Le succès de l’aîné est renforcé par le privilège exclusif qu’il reçoit en mars 1771, sur sa demande, d’ouvrir une salle de jeux dans son café. Les locaux restent cependant modestes, comme l’indiquait déjà Besnard dans ses souvenirs. L’établissement offre deux salles superposées : une salle basse et une autre grande salle au-dessus, garnie de deux cheminées. Le reste forme l’habitation du cafetier (déclaration d’Antoine Fabre au censif de l’abbaye Saint-Aubin, recherches de Daniel Gruau sur la famille Fabre et la maison du Roi-David).

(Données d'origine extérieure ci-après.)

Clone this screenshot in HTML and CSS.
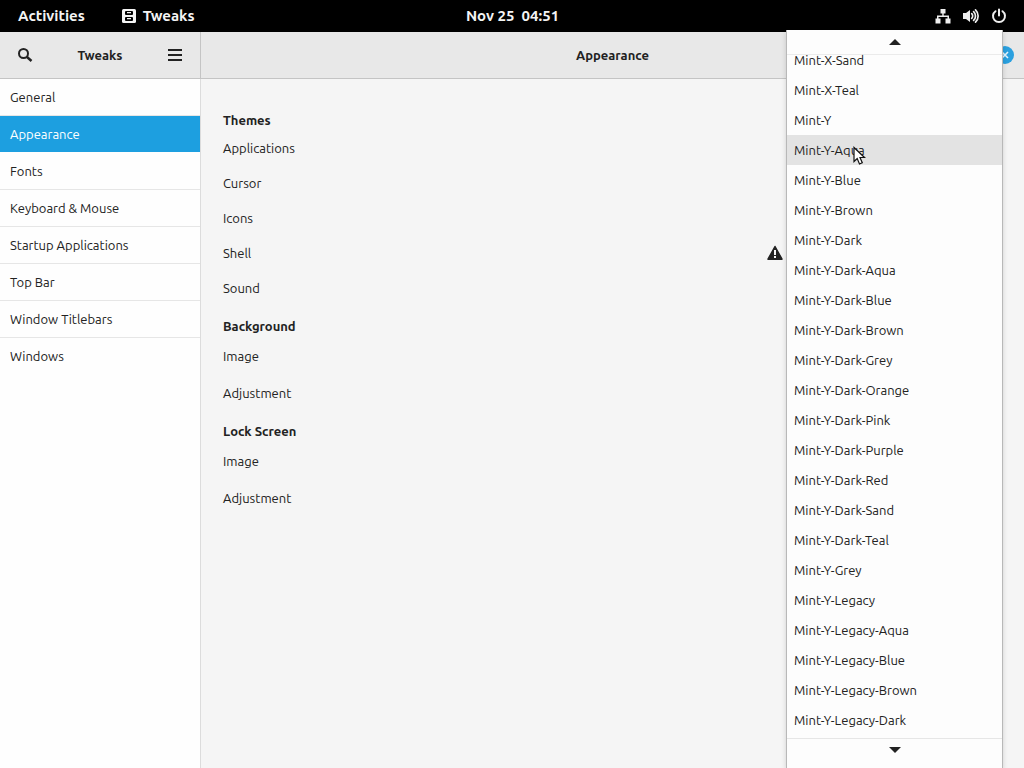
FILE: index.html
```html
<!DOCTYPE html>
<html lang="en">
<head>
<meta charset="utf-8">
<title>Tweaks</title>
<link rel="stylesheet" href="styles.css">
</head>
<body>
<header class="topbar">
  <div class="topbar-left">
    <button class="top-btn">Activities</button>
    <button class="top-btn app-btn">
      <svg width="14" height="14" viewBox="0 0 14 14" aria-hidden="true"><rect width="14" height="14" rx="1.500" fill="#f4f4f4"/><rect x="3" y="2" width="8" height="4" rx="1" fill="#000"/><rect x="3" y="8" width="8" height="4" rx="1" fill="#000"/><path fill="#f4f4f4" d="M5 3h4v1.300H5zM5 9h4v1.300H5z"/></svg>
      Tweaks
    </button>
  </div>
  <button class="top-btn clock">Nov 25&nbsp; 04:51</button>
  <div class="topbar-right">
    <svg width="16" height="16" viewBox="0 0 16 16" role="img" aria-label="Network"><path fill="#eee" d="M5.500 1h5v4.500H8.700V7.500H14V10.500h1.500v5h-5v-5H12.500V9h-9v1.500h2v5h-5v-5H2V7.500h5.300V5.500H5.500z"/></svg>
    <svg width="16" height="16" viewBox="0 0 16 16" role="img" aria-label="Volume"><path fill="#eee" d="M0 5h3L7 2v12l-4-3H0z"/><path fill="none" stroke="#eee" stroke-width="1.700" stroke-linecap="round" d="M8.700 5.700a3.200 3.200 0 0 1 0 4.600M10.600 3.600a6 6 0 0 1 0 8.800M12.500 1.800a8.600 8.600 0 0 1 0 12.400"/></svg>
    <svg width="16" height="16" viewBox="0 0 16 16" role="img" aria-label="Power"><path fill="none" stroke="#eee" stroke-width="2" stroke-linecap="round" d="M8 1.500v6M4.500 3.200a6 6 0 1 0 7 0"/></svg>
  </div>
</header>
<div class="window">
  <aside class="sidebar">
    <div class="headerbar side-head">
      <button class="icon-btn" aria-label="Search"><svg width="16" height="16" viewBox="0 0 16 16"><circle cx="6.500" cy="6.500" r="4.500" fill="none" stroke="#222" stroke-width="2"/><path d="M10 10l4.500 4" stroke="#222" stroke-width="2.500"/></svg></button>
      <h1 class="title">Tweaks</h1>
      <button class="icon-btn" aria-label="Menu"><svg width="16" height="16" viewBox="0 0 16 16"><path d="M1 3h14M1 8h14M1 13h14" stroke="#222" stroke-width="2"/></svg></button>
    </div>
    <nav class="nav">
      <a class="nav-item" href="#general">General</a>
      <a class="nav-item active" href="#appearance">Appearance</a>
      <a class="nav-item" href="#fonts">Fonts</a>
      <a class="nav-item" href="#keyboard">Keyboard &amp; Mouse</a>
      <a class="nav-item" href="#startup">Startup Applications</a>
      <a class="nav-item" href="#topbar">Top Bar</a>
      <a class="nav-item" href="#titlebars">Window Titlebars</a>
      <a class="nav-item" href="#windows">Windows</a>
    </nav>
  </aside>
  <main class="main">
    <div class="headerbar main-head">
      <h2 class="title">Appearance</h2>
      <button class="close" aria-label="Close"><svg width="8" height="8" viewBox="0 0 8 8"><path d="M1 1l6 6M7 1L1 7" stroke="#e4f4fd" stroke-width="1.600"/></svg></button>
    </div>
    <div class="content">
      <section class="group">
        <h3 class="group-title">Themes</h3>
        <div class="row">Applications</div>
        <div class="row">Cursor</div>
        <div class="row">Icons</div>
        <div class="row">Shell
          <svg class="warning" width="16" height="16" viewBox="0 0 16 16" role="img" aria-label="Warning"><path fill="#222" stroke="#222" stroke-width="1.500" stroke-linejoin="round" d="M8 1.500L15 14.200H1z"/><path fill="#f6f6f6" d="M7 5h2v5H7zM7 11h2v2H7z"/></svg>
        </div>
        <div class="row">Sound</div>
      </section>
      <section class="group tall">
        <h3 class="group-title">Background</h3>
        <div class="row">Image</div>
        <div class="row">Adjustment</div>
      </section>
      <section class="group tall">
        <h3 class="group-title">Lock Screen</h3>
        <div class="row">Image</div>
        <div class="row">Adjustment</div>
      </section>
    </div>
  </main>
</div>
<div class="menu">
  <button class="scroller up" aria-label="Scroll up"><svg width="12" height="6" viewBox="0 0 12 6"><path d="M0 6l6-6 6 6z" fill="#222"/></svg></button>
  <div class="menu-list" role="menu">
    <button class="menu-item" role="menuitem">Mint-X-Sand</button>
    <button class="menu-item" role="menuitem">Mint-X-Teal</button>
    <button class="menu-item" role="menuitem">Mint-Y</button>
    <button class="menu-item hover" role="menuitem">Mint-Y-Aqua</button>
    <button class="menu-item" role="menuitem">Mint-Y-Blue</button>
    <button class="menu-item" role="menuitem">Mint-Y-Brown</button>
    <button class="menu-item" role="menuitem">Mint-Y-Dark</button>
    <button class="menu-item" role="menuitem">Mint-Y-Dark-Aqua</button>
    <button class="menu-item" role="menuitem">Mint-Y-Dark-Blue</button>
    <button class="menu-item" role="menuitem">Mint-Y-Dark-Brown</button>
    <button class="menu-item" role="menuitem">Mint-Y-Dark-Grey</button>
    <button class="menu-item" role="menuitem">Mint-Y-Dark-Orange</button>
    <button class="menu-item" role="menuitem">Mint-Y-Dark-Pink</button>
    <button class="menu-item" role="menuitem">Mint-Y-Dark-Purple</button>
    <button class="menu-item" role="menuitem">Mint-Y-Dark-Red</button>
    <button class="menu-item" role="menuitem">Mint-Y-Dark-Sand</button>
    <button class="menu-item" role="menuitem">Mint-Y-Dark-Teal</button>
    <button class="menu-item" role="menuitem">Mint-Y-Grey</button>
    <button class="menu-item" role="menuitem">Mint-Y-Legacy</button>
    <button class="menu-item" role="menuitem">Mint-Y-Legacy-Aqua</button>
    <button class="menu-item" role="menuitem">Mint-Y-Legacy-Blue</button>
    <button class="menu-item" role="menuitem">Mint-Y-Legacy-Brown</button>
    <button class="menu-item" role="menuitem">Mint-Y-Legacy-Dark</button>
  </div>
  <button class="scroller down" aria-label="Scroll down"><svg width="12" height="6" viewBox="0 0 12 6"><path d="M0 0h12L6 6z" fill="#222"/></svg></button>
  <svg class="pointer" width="13" height="20" viewBox="0 0 13 20" aria-hidden="true"><path d="M1 1.500v14l3.200-3 2.300 5.500 2.800-1.200L7 11.500h4.500z" fill="#fff" stroke="#111" stroke-width="1.200"/></svg>
</div>
</body>
</html>
```
FILE: styles.css
```css
* { box-sizing: border-box; }

body {
  margin: 0;
  min-height: 100vh;
  display: flex;
  flex-direction: column;
  position: relative;
  overflow: hidden;
  background: #f5f5f5;
  color: #222;
  font: 13px/20px Ubuntu, "Noto Sans", sans-serif;
}

button {
  border: 0;
  padding: 0;
  background: none;
  color: inherit;
  font: inherit;
}

h1, h2, h3 { margin: 0; font-size: 13px; font-weight: 700; }

svg { display: block; flex: none; }

.topbar {
  display: grid;
  grid-template-columns: 1fr auto 1fr;
  align-items: center;
  height: 32px;
  padding: 0 17px 0 18px;
  background: #000;
  color: #f4f4f4;
  font-size: 15px;
  font-weight: 700;
}

.topbar-left { display: flex; gap: 37px; }
.app-btn { display: flex; align-items: center; gap: 7px; }
.topbar-right { display: flex; justify-content: flex-end; gap: 12px; }

.window { flex: 1; display: flex; }

.sidebar {
  width: 201px;
  background: #fefefe;
  border-right: 1px solid #dcdcdc;
}

.main { flex: 1; }

.headerbar {
  display: grid;
  align-items: center;
  height: 47px;
  background: #e8e8e8;
  border-bottom: 1px solid #c4c4c4;
}

.side-head {
  grid-template-columns: 16px 1fr 16px;
  padding: 0 17px;
  box-shadow: 1px 0 #c4c4c4;
}

.main-head { grid-template-columns: 1fr; position: relative; }
.title { text-align: center; }

.close {
  position: absolute;
  right: 10px;
  top: 14px;
  display: grid;
  place-items: center;
  width: 18px;
  height: 18px;
  border-radius: 50%;
  background: #2ba0df;
}

.nav-item {
  display: block;
  height: 37px;
  padding: 8px 10px;
  border-bottom: 1px solid #e6e6e6;
  color: inherit;
  text-decoration: none;
}

.nav-item:last-child { border-bottom: 0; }
.nav-item.active { background: #1d9fe0; border-color: #fefefe; color: #fff; }

.content { padding: 30px 22px; }
.group { margin-bottom: 10px; }
.group-title { height: 21px; line-height: 22px; }

.row {
  display: flex;
  align-items: center;
  justify-content: space-between;
  height: 35px;
}

.tall { margin-bottom: 9px; }
.tall .group-title { height: 22px; }
.tall .row { height: 37px; }
.warning { margin-right: 219px; }

.menu {
  position: absolute;
  top: 30px;
  right: 21px;
  bottom: 0;
  display: flex;
  flex-direction: column;
  width: 217px;
  background: #fdfdfd;
  border: 1px solid #b8b8b8;
  border-width: 0 1px;
  box-shadow: 0 2px 5px rgba(0, 0, 0, 0.15);
}

.scroller { display: flex; justify-content: center; }
.up { height: 25px; padding-top: 9px; border-bottom: 1px solid #ebebeb; }
.down { height: 30px; padding-top: 8px; border-top: 1px solid #e6e6e6; }

.menu-list {
  flex: 1;
  display: flex;
  flex-direction: column;
  margin-top: -10px;
}

.menu-item {
  flex: none;
  height: 30px;
  padding: 0 7px;
  text-align: left;
}

.hover { background: #e3e3e3; }

.pointer { position: absolute; left: 66px; top: 116px; }
```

À partir de 1774, le taux d’imposition à la capitation d’Antoine Fabre – comme le nombre de ses domestiques qui passe de trois à un seul - décroît progressivement pour finir à 36 livres en 1789, tandis que par un mouvement inverse son concurrent du Petit Café, Jacques-Nicolas Bardoul, atteint 86 livres et 12 livres pour quatre domestiques. À la fin de l’Ancien Régime, il faut aussi compter avec un troisième cafetier, Cartier, au Nouveau Café, toujours rue Saint-Laud, qui n’hésite pas à « faire de la publicité » dans les Affiches d’Angers, par exemple le 20 mars 1788. Le règne du café Fabre s’achève. Son propriétaire meurt en 1793. Nous sommes à la veille de l’explosion du nombre des cafés et à la fin de la suprématie de la rue Saint-Laud en ce domaine. En 1800 déjà, la place du Ralliement, les rues Chaussée-Saint-Pierre, Beaurepaire, Saint-Aubin, Parcheminerie, Beaurepaire… ont le leur.